- Genre: Light entertainment
- Directed by: Patrick Cowap
- Presented by: Brendan O'Carroll
- Starring: Gerry Browne
- Country of origin: Ireland
- Original language: English
- No. of series: 2
- No. of episodes: 56

Production
- Producer: Gerald Heffernan
- Production locations: Studio 4, RTÉ Television Centre, Donnybrook, Dublin 4
- Camera setup: Multi-camera
- Running time: 30 minutes

Original release
- Network: RTÉ One
- Release: 8 September 1996 – 17 April 1998

= Brendan O'Carroll's Hot Milk and Pepper =

Brendan O'Carroll's Hot Milk and Pepper is an RTÉ television quiz show presented by Brendan O'Carroll and also starring Gerry Browne that was broadcast for two series between 1996 and 1998. The show featured two teams of four competing each week.

==History==
Production company Frontier Films devised Brendan O'Carroll's Hot Milk and Pepper as a comedy quiz show vehicle for Brendan O'Carroll. It was devised as a replacement quiz show for Where in the World? which ended in 1996. O'Carroll claimed that the name referred to Margaret Thatcher's drink request when he worked as her butler for four days in 1984 at an EU summit.

===Format===
Hot Milk and Pepper featured two teams of four - the Pink team and the Green team. Each member of the team was linked (e.g. all four members of the team were taxi drivers from the same firm).

Round One: Connections
The first round featured each member of the team picking the odd-one-out from a group of three related elements (e.g. Greek Gods). The four remaining odd elements were also linked and extra points were given if a team could name the connection.

Round Two: Match Up
The second round featured two columns of eight. Each word in the left-hand column could match up to a related word on the right-hand column (e.g. US states and their capitals). Each contestant had to answer two questions each. If a team member got a question wrong the opposing team had a chance to steal and the question was passed over.
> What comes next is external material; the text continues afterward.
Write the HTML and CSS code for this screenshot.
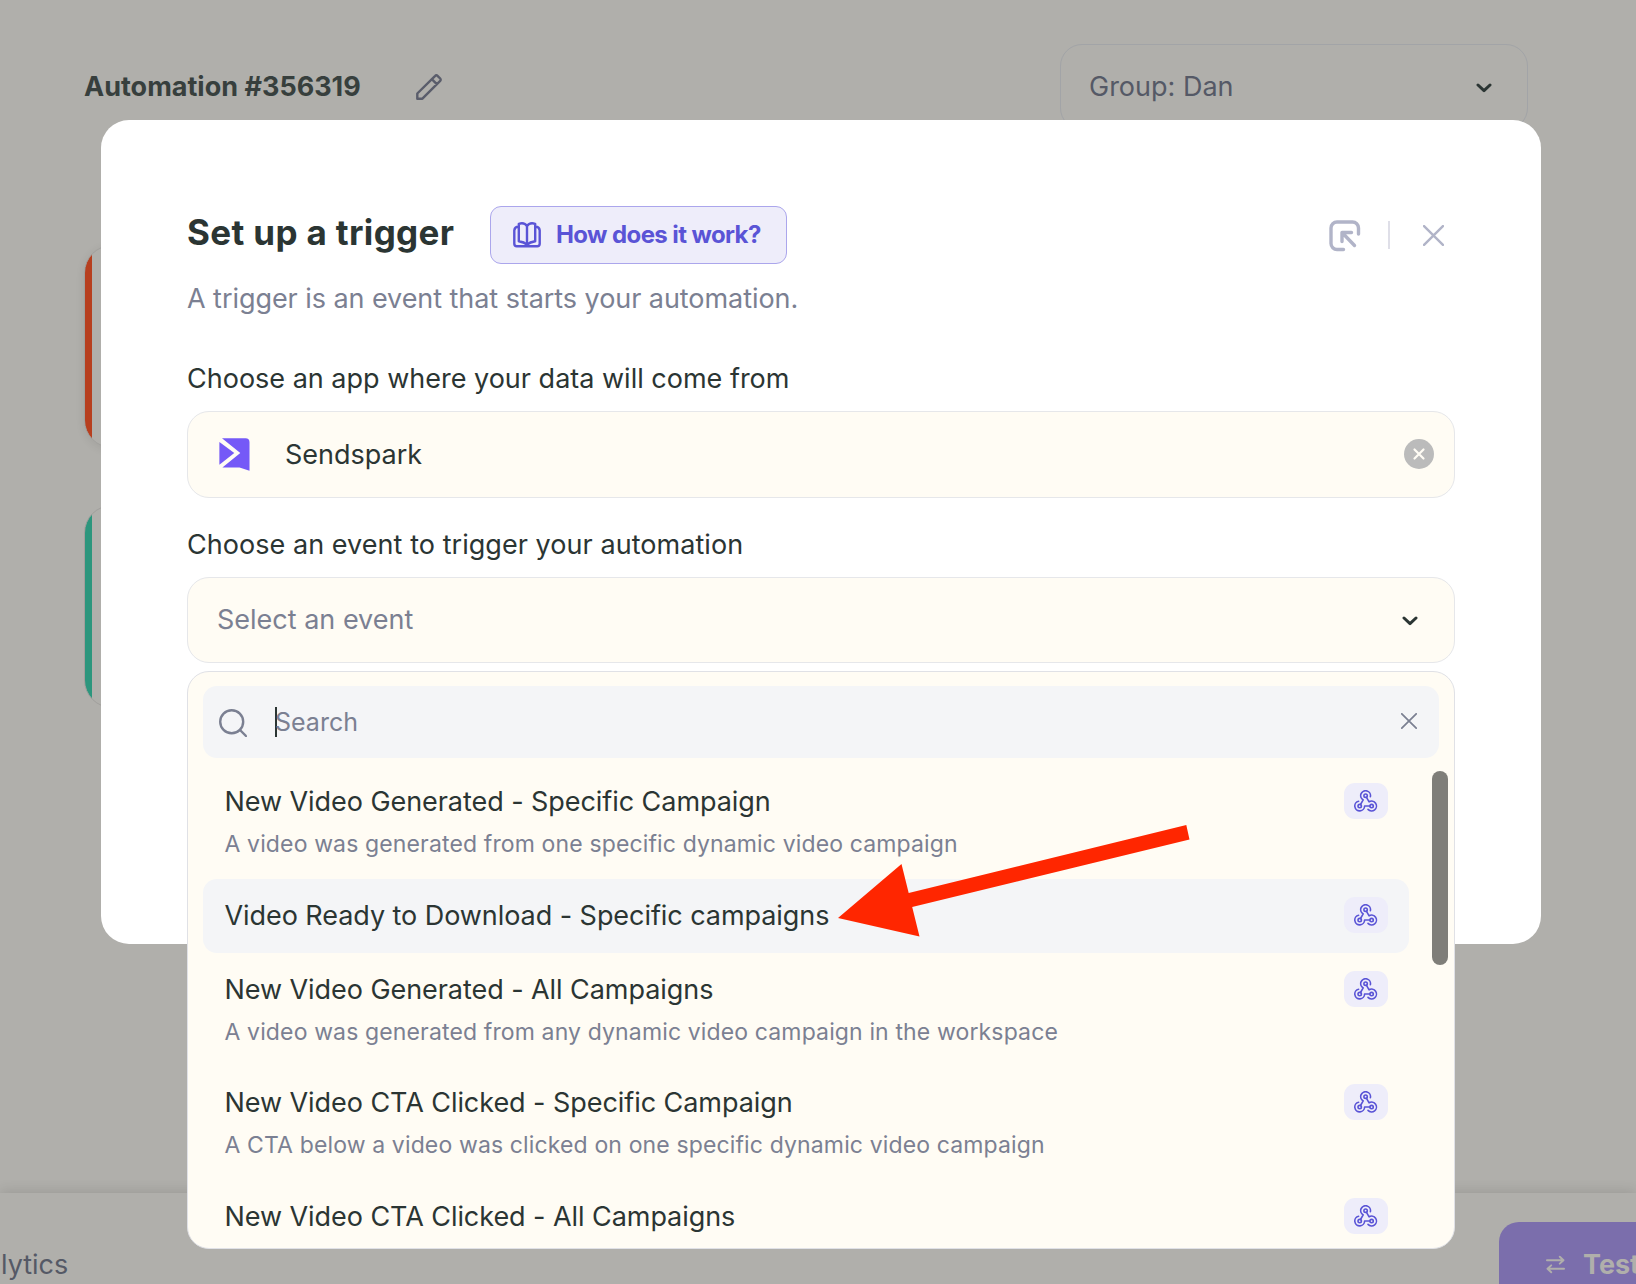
FILE: index.html
```html
<!DOCTYPE html>
<html lang="en">
<head>
    <meta charset="UTF-8">
    <meta name="viewport" content="width=device-width, initial-scale=1.0">
    <title>Automation #356319</title>
    <link rel="stylesheet" href="styles.css">
</head>
<body>
    <svg width="0" height="0" class="sprite">
        <symbol id="webhook" viewBox="0 0 24 22">
            <path d="M16.400 6.600A4.900 4.900 0 1 0 9.200 9.900L6.500 14.500"/>
            <path d="M12.500 7.300L15.100 11.800A4.900 4.900 0 1 1 14 19.400"/>
            <path d="M4.600 11.200A4.900 4.900 0 1 0 10.600 16H15.800"/>
            <circle cx="11.600" cy="5.700" r="1.700"/>
            <circle cx="5.700" cy="16.100" r="1.700"/>
            <circle cx="17.600" cy="16.100" r="1.700"/>
        </symbol>
        <symbol id="chevron" viewBox="0 0 16 10">
            <path d="M2 2l6 5.6L14 2"/>
        </symbol>
        <symbol id="cross" viewBox="0 0 20 20">
            <path d="M1 1l18 18M19 1L1 19"/>
        </symbol>
    </svg>

    <div class="page">
        <div class="topbar">
            <h2 class="automation-name">Automation #356319</h2>
            <svg class="pencil" viewBox="0 0 26 26"><path d="M1.3 24.7v-5.2L19.2 1.8a1.6 1.6 0 0 1 2.3 0l2.7 2.7a1.6 1.6 0 0 1 0 2.3L6.4 24.7zM15.8 5.2l5 5"/></svg>
            <div class="group-select">
                <span>Group: Dan</span>
                <svg class="chevron"><use href="#chevron"/></svg>
            </div>
        </div>
        <div class="steps">
            <div class="step step-trigger"></div>
            <div class="step step-action"></div>
        </div>
        <div class="footer">
            <span class="footer-link">lytics</span>
            <div class="test-btn">
                <svg class="swap" viewBox="0 0 20 20"><path d="M1 5.5h17M14.5 1.8L18.4 5.5l-3.9 3.6M19 14.5H2M5.5 10.9L1.6 14.5l3.9 3.7"/></svg>
                <span>Test</span>
            </div>
        </div>
    </div>

    <div class="modal">
        <div class="modal-header">
            <h1>Set up a trigger</h1>
            <button class="help-btn">
                <svg class="book" viewBox="0 0 28 26"><path d="M14 4.200C12.500 1.600 9.300 .8 5.800 1.800v17.400c3.200 .5 6.200 1.600 8.200 3.400 2-1.800 5-2.900 8.200-3.400V1.800C18.700 .8 15.500 1.600 14 4.200zM14 4.200v18.400M5.300 4.800a4 4 0 0 0-4 3.500v13.400a2.500 2.500 0 0 0 2.500 2.500h20.400a2.500 2.500 0 0 0 2.500-2.500V8.300a4 4 0 0 0-4-3.500"/></svg>
                <span>How does it work?</span>
            </button>
            <div class="modal-actions">
                <svg class="dock" viewBox="0 0 32 32"><path d="M14.500 29.500H8A6 6 0 0 1 2 23.500V8A6 6 0 0 1 8 2h15.500a6 6 0 0 1 6 6v6M13 21.500v-9h9.500M13.500 13l12 12.500"/></svg>
                <span class="divider"></span>
                <svg class="close"><use href="#cross"/></svg>
            </div>
        </div>
        <p class="subtitle">A trigger is an event that starts your automation.</p>

        <label class="field-label">Choose an app where your data will come from</label>
        <div class="field field-app">
            <svg class="logo" viewBox="0 0 31 34"><path d="M3 .3h23.500a4 4 0 0 1 4 4V32.700l-10-3.200H3.400L21.300 15z"/><path d="M.4 4.100L15.300 15 .4 26.700z"/></svg>
            <span class="app-name">Sendspark</span>
            <svg class="clear" viewBox="0 0 30 30"><circle cx="15" cy="15" r="15"/><path d="M10.500 10.500l9 9M19.500 10.500l-9 9"/></svg>
        </div>

        <label class="field-label field-label-event">Choose an event to trigger your automation</label>
        <div class="field field-event">
            <span class="placeholder">Select an event</span>
            <svg class="chevron"><use href="#chevron"/></svg>

            <div class="dropdown">
                <div class="search">
                    <svg class="magnifier" viewBox="0 0 28 28"><circle cx="12.700" cy="12.700" r="11.500"/><path d="M21 21l6 6"/></svg>
                    <span class="caret"></span>
                    <span class="search-text">Search</span>
                    <svg class="search-clear"><use href="#cross"/></svg>
                </div>
                <div class="list">
                    <div class="item">
                        <div>
                            <div class="item-title">New Video Generated - Specific Campaign</div>
                            <div class="item-desc">A video was generated from one specific dynamic video campaign</div>
                        </div>
                        <span class="badge"><svg><use href="#webhook"/></svg></span>
                    </div>
                    <div class="item active">
                        <div class="item-title">Video Ready to Download - Specific campaigns</div>
                        <span class="badge"><svg><use href="#webhook"/></svg></span>
                    </div>
                    <div class="item">
                        <div>
                            <div class="item-title">New Video Generated - All Campaigns</div>
                            <div class="item-desc">A video was generated from any dynamic video campaign in the workspace</div>
                        </div>
                        <span class="badge"><svg><use href="#webhook"/></svg></span>
                    </div>
                    <div class="item">
                        <div>
                            <div class="item-title">New Video CTA Clicked - Specific Campaign</div>
                            <div class="item-desc">A CTA below a video was clicked on one specific dynamic video campaign</div>
                        </div>
                        <span class="badge"><svg><use href="#webhook"/></svg></span>
                    </div>
                    <div class="item">
                        <div class="item-title">New Video CTA Clicked - All Campaigns</div>
                        <span class="badge"><svg><use href="#webhook"/></svg></span>
                    </div>
                </div>
                <div class="scrollbar"></div>
            </div>
        </div>
    </div>

    <svg class="arrow" viewBox="0 0 352 112"><path d="M0 54L63.500 0 70.700 29 348.300 -39 351.500 -24.500 74.200 43 81.500 72.500z" transform="translate(0 39)"/></svg>
</body>
</html>
```

FILE: styles.css
```css
* {
    margin: 0;
    padding: 0;
    box-sizing: border-box;
}

body {
    width: 1636px;
    height: 1284px;
    position: relative;
    overflow: hidden;
    font-family: Inter, 'Liberation Sans', sans-serif;
    font-size: 27px;
    color: #2b3533;
    background: #b0afab;
}

svg {
    display: block;
    flex: none;
    fill: none;
    stroke: currentColor;
    stroke-linecap: round;
    stroke-linejoin: round;
}

span {
    white-space: nowrap;
}

.sprite {
    position: absolute;
}

/* page behind the modal */
.page {
    height: 1284px;
    display: flex;
    flex-direction: column;
}

.topbar {
    display: flex;
    align-items: center;
    height: 86px;
    margin: 44px 108px 0 84px;
    flex: none;
}

.automation-name {
    width: 332px;
    padding-bottom: 2px;
    font-size: 27px;
    font-weight: 700;
    color: #373f3d;
    white-space: nowrap;
}

.pencil {
    width: 26px;
    height: 26px;
    stroke-width: 2.4;
    color: #5a5d6b;
}

.group-select {
    display: flex;
    align-items: center;
    justify-content: space-between;
    width: 468px;
    height: 86px;
    margin-left: auto;
    padding: 0 35px 0 28px;
    border: 1px solid #a2a4a7;
    border-radius: 22px;
    color: #555966;
}

.group-select span {
    padding-bottom: 2px;
}

.chevron {
    width: 16px;
    height: 10px;
    margin-top: 1px;
    stroke-width: 3;
    color: #2b3533;
}

.steps {
    display: flex;
    flex-direction: column;
    gap: 57px;
    padding: 115px 0 0 84px;
}

.step {
    width: 600px;
    height: 203px;
    border-radius: 28px;
    border: 1px solid #a09f9c;
    box-shadow: 0 2px 10px rgba(0, 0, 0, 0.08);
}

.step-trigger {
    background: linear-gradient(90deg, #b73f1f 7px, #b0afab 7px);
}

.step-action {
    background: linear-gradient(90deg, #2c967d 7px, #b0afab 7px);
    box-shadow: none;
}

.footer {
    display: flex;
    justify-content: space-between;
    height: 91px;
    margin-top: auto;
    padding-top: 29px;
    box-shadow: 0 -2px 12px rgba(0, 0, 0, 0.12);
}

.footer-link {
    padding-left: 1px;
    line-height: 86px;
    color: #555966;
}

.test-btn {
    display: flex;
    align-items: center;
    gap: 18px;
    width: 137px;
    height: 86px;
    padding: 0 0 1px 47px;
    overflow: hidden;
    border-radius: 20px 0 0 0;
    background: #7b6eac;
    color: #b0afab;
    font-weight: 700;
}

.swap {
    width: 19px;
    height: 19px;
    stroke-width: 2;
}

/* modal */
.modal {
    position: absolute;
    left: 101px;
    top: 120px;
    width: 1440px;
    height: 824px;
    padding: 86px;
    border-radius: 28px;
    background: #fff;
}

.modal-header {
    display: flex;
    align-items: center;
    height: 58px;
}

.modal-header h1 {
    width: 303px;
    font-size: 35px;
    font-weight: 700;
    line-height: 52px;
    letter-spacing: 0.35px;
    padding-bottom: 6px;
    white-space: nowrap;
}

.help-btn {
    display: flex;
    align-items: center;
    gap: 15px;
    width: 297px;
    height: 58px;
    padding: 0 0 1px 22px;
    border: 1px solid #aba6ec;
    border-radius: 11px;
    background: #eeedfa;
    color: #5a54d6;
    font: 700 24px Inter, sans-serif;
    letter-spacing: -0.6px;
}

.book {
    width: 28px;
    height: 26px;
    stroke-width: 2.4;
}

.modal-actions {
    display: flex;
    align-items: center;
    margin-left: auto;
    padding-right: 11px;
    color: #b1b4c8;
}

.dock {
    width: 32px;
    height: 32px;
    margin-top: 1px;
    stroke-width: 3.400;
}

.divider {
    width: 2px;
    height: 28px;
    margin: 0 33px 0 27px;
    background: #dfdfe8;
}

.close {
    width: 21px;
    height: 21px;
    stroke-width: 2.3;
}

.subtitle {
    margin-top: 18px;
    line-height: 34px;
    letter-spacing: -0.06px;
    color: #7b8092;
    white-space: nowrap;
}

.field-label {
    display: block;
    margin-top: 46px;
    line-height: 34px;
    white-space: nowrap;
}

.field-label-event {
    margin-top: 30px;
    letter-spacing: 0.05px;
}

.field {
    position: relative;
    display: flex;
    align-items: center;
    border: 1px solid #e6e7ea;
    border-radius: 22px;
    background: #fffcf4;
}

.field-app {
    height: 87px;
    margin-top: 15px;
    padding: 0 20px 0 31px;
}

.logo {
    width: 31px;
    height: 34px;
    fill: #7559f7;
    stroke: none;
}

.app-name {
    margin-left: 35px;
}

.clear {
    width: 30px;
    height: 30px;
    margin: 0 0 1px auto;
    fill: #bbb;
    stroke: none;
}

.clear path {
    stroke: #fffcf4;
    stroke-width: 2.2;
}

.field-event {
    height: 86px;
    margin-top: 15px;
    padding: 0 36px 0 29px;
    justify-content: space-between;
}

.placeholder {
    padding-bottom: 2px;
    color: #7b8092;
}

/* event list, opens under the select */
.dropdown {
    position: absolute;
    left: -1px;
    top: 93px;
    width: 1268px;
    height: 578px;
    padding: 14px 15px 0;
    overflow: hidden;
    border: 1px solid #e0e1e6;
    border-radius: 22px;
    background: #fffcf4;
}

.search {
    display: flex;
    align-items: center;
    height: 72px;
    padding: 0 22px 0 16px;
    border-radius: 14px;
    background: #f4f5f7;
    color: #7b8092;
    font-size: 25px;
}

.magnifier {
    width: 28px;
    height: 28px;
    margin-top: 1px;
    stroke-width: 2.4;
}

.caret {
    width: 2px;
    height: 30px;
    margin-left: 28px;
    background: #2b3533;
}

.search-text {
    margin-left: -2px;
}

.search-clear {
    width: 16px;
    height: 16px;
    margin: 0 0 2px auto;
    stroke-width: 2.2;
}

.list {
    width: 1206px;
    padding-top: 7px;
}

.item {
    display: flex;
    align-items: flex-start;
    justify-content: space-between;
    padding: 18px 21px 19px 22px;
    border-radius: 14px;
    white-space: nowrap;
}

.item.active {
    background: #f4f5f7;
}

.item-title {
    height: 37px;
    margin-left: -0.5px;
    line-height: 38px;
    letter-spacing: -0.06px;
}

.item-desc {
    height: 39.7px;
    margin-left: -0.5px;
    padding-top: 8px;
    font-size: 23px;
    line-height: 32px;
    letter-spacing: 0.135px;
    color: #7b8092;
}

.badge {
    display: flex;
    align-items: center;
    justify-content: center;
    width: 44px;
    height: 36px;
    border-radius: 11px;
    background: #eeedfa;
    color: #5a54d6;
}

.badge svg {
    width: 24px;
    height: 22px;
    stroke-width: 1.6;
}

.scrollbar {
    position: absolute;
    right: 6px;
    top: 99px;
    width: 16px;
    height: 194px;
    border-radius: 8px;
    background: #7f7e79;
}

.arrow {
    position: absolute;
    left: 838px;
    top: 825px;
    width: 352px;
    height: 112px;
    fill: #ff2600;
    stroke: none;
}
```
Round Three: Risky Business
In this buzzer round the teams have to guess which word could come before of after another word. As extra words are revealed to help, the points awarded diminishes.

Round Four: Go For Broke
The final round was for the winners of the previous three rounds. Each member could choose their own prize from the show's catalogue beforehand, but would only win the prize if the round was successfully completed. Prizes ranged from video recorders to holidays abroad. The final round featured twelve elements all linked to three different topics. There were three "red herrings". The team had to match up the different elements to the different topics and had two extra lives to do so.

==Production==
Brendan O'Carroll's Hot Milk and Pepper was broadcast on RTÉ One on Sunday evenings from 8:00 p.m. to 8:30 p.m. For the second half of the second series the show moved to Friday evenings at 8:30 p.m. The show was pre-recorded before broadcast in Studio 4 in the RTÉ Television Centre at Donnybrook, Dublin 4. Following the initial two series the show was repeated in early morning and afternoon slots for the 1998–99 season.

==Reception==
Hot Milk and Pepper received poor reviews. In 2000, O'Carroll observed that he "got it so wrong" with the game show saying that he did the show primarily because a senior RTÉ figure suggested to him that he owed RTÉ a show, considering all that they had done for him. With 45 minutes in studio needing to be cut to 25 minutes for TV, something had to go out and so O'Carroll's comedy had to be filleted out. When he saw the finished product, he "couldn't believe it."

RTÉ weather presenters John Doyle, Dr. Aidan Nulty and Joan Blackburn appeared on the programme on 4 January 1998.

The series went on RTE Player Christmas 2021 to celebrate 60 years of television.